No court has settled this yet. But the immediate consequence is clear: prediction markets are becoming a test of national versus state power. If Kalshi keeps winning injunctions, the venue question will matter less than who gets to decide whether the market exists at all.
OKX Ventures and Korea Investment Buy Into Coinone
At a moment when broad crypto buyers are scarce, strategic money is still writing nine-figure checks for exchange equity. OKX Ventures and Korea Investment & Securities plan to invest a combined 160 billion won, about $106 million, into South Korea’s Coinone, with each taking 19.6% if regulators approve the deal.

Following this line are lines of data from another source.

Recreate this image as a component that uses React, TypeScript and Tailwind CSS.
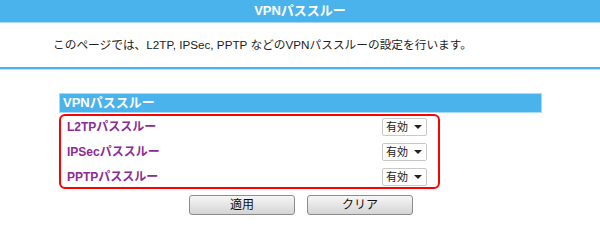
import React from "react";

const font = { fontFamily: '"Liberation Sans", "Noto Sans CJK JP", sans-serif' };

const rows = ["L2TPパススルー", "IPSecパススルー", "PPTPパススルー"];

function Select() {
  return (
    <div className="flex h-[18px] w-[45px] items-center justify-between rounded-[2px] border border-[#c9c9c9] bg-white pl-[3px] pr-[4px] text-[11px] text-[#222]">
      <span>有効</span>
      <span className="h-0 w-0 border-x-[4px] border-t-[4px] border-x-transparent border-t-[#222]" />
    </div>
  );
}

export default function App() {
  return (
    <div className="h-[248px] w-[600px] bg-white" style={font}>
      <div className="flex h-[23px] items-center justify-center border-b border-[#a6d8f6] bg-[#4ab3ec] text-[13px] font-bold text-white">
        VPNパススルー
      </div>
      <div className="flex h-[44px] items-center pl-[53px] text-[11.7px] text-[#222]">
        このページでは、L2TP, IPSec, PPTP などのVPNパススルーの設定を行います。
      </div>
      <div className="h-[3px] border-b border-[#b5e0f8] bg-[#4ab3ec]" />

      <div className="ml-[59px] mt-[23px] w-[483px]">
        <div className="flex h-[20px] items-center border border-[#a9dbf7] bg-[#4ab3ec] pl-[3px] text-[13px] font-bold text-white">
          VPNパススルー
        </div>
        <div className="mt-px flex h-[75px] w-[381px] flex-col gap-[7px] rounded-[6px] border-2 border-[#ff0000] pb-px pl-[6px] pr-[11px] pt-[2px]">
          {rows.map((r) => (
            <div key={r} className="flex h-[18px] items-center justify-between">
              <span className="text-[12px] font-bold text-[#8e2a96]">{r}</span>
              <Select />
            </div>
          ))}
        </div>
      </div>

      <div className="ml-[189px] mt-[6px] flex gap-[12px]">
        {["適用", "クリア"].map((b) => (
          <button
            key={b}
            className="flex h-[20px] w-[106px] items-center justify-center rounded-[3px] border border-[#8c8c8c] bg-gradient-to-b from-[#f7f7f7] to-[#d4d4d4] text-[12px] text-[#111]"
          >
            {b}
          </button>
        ))}
      </div>
    </div>
  );
}
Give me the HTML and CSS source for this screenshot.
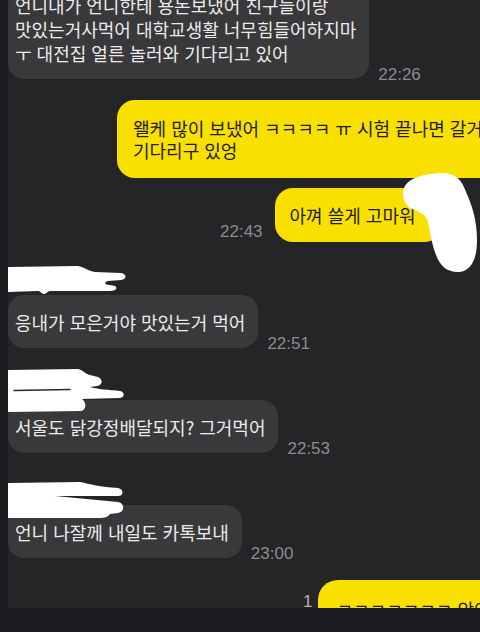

That is a cleaner signal than another short token bounce because equity in an exchange is a bet on future flow, licensing, and customer capture, not just on coins rising next week. Korea Investment is a major local brokerage. OKX brings global crypto reach. Together they are paying for a regulated local venue in one of crypto’s most active retail markets, while leaving Coinone CEO Cha Myunghun in control with an expected 27.8% stake. This is outside capital joining the cap table, not staging a takeover.
The structure matters too. The deal mixes secondary share purchases with newly issued shares, so some money gives existing holders an exit while some goes into Coinone itself. That makes this both a liquidity event and a growth financing. Coinone’s stated push into stablecoins and tokenized securities helps explain why these buyers showed up: when end-demand is uncertain, institutions still prefer the licensed venue that can list, distribute, and eventually package the next wave of products.
Approval is still pending, so governance rights and final terms can change. But the direction is clear enough: even in a weaker tape, capital is still available for the gatekeepers investors think will matter when trust gets rebuilt one channel at a time.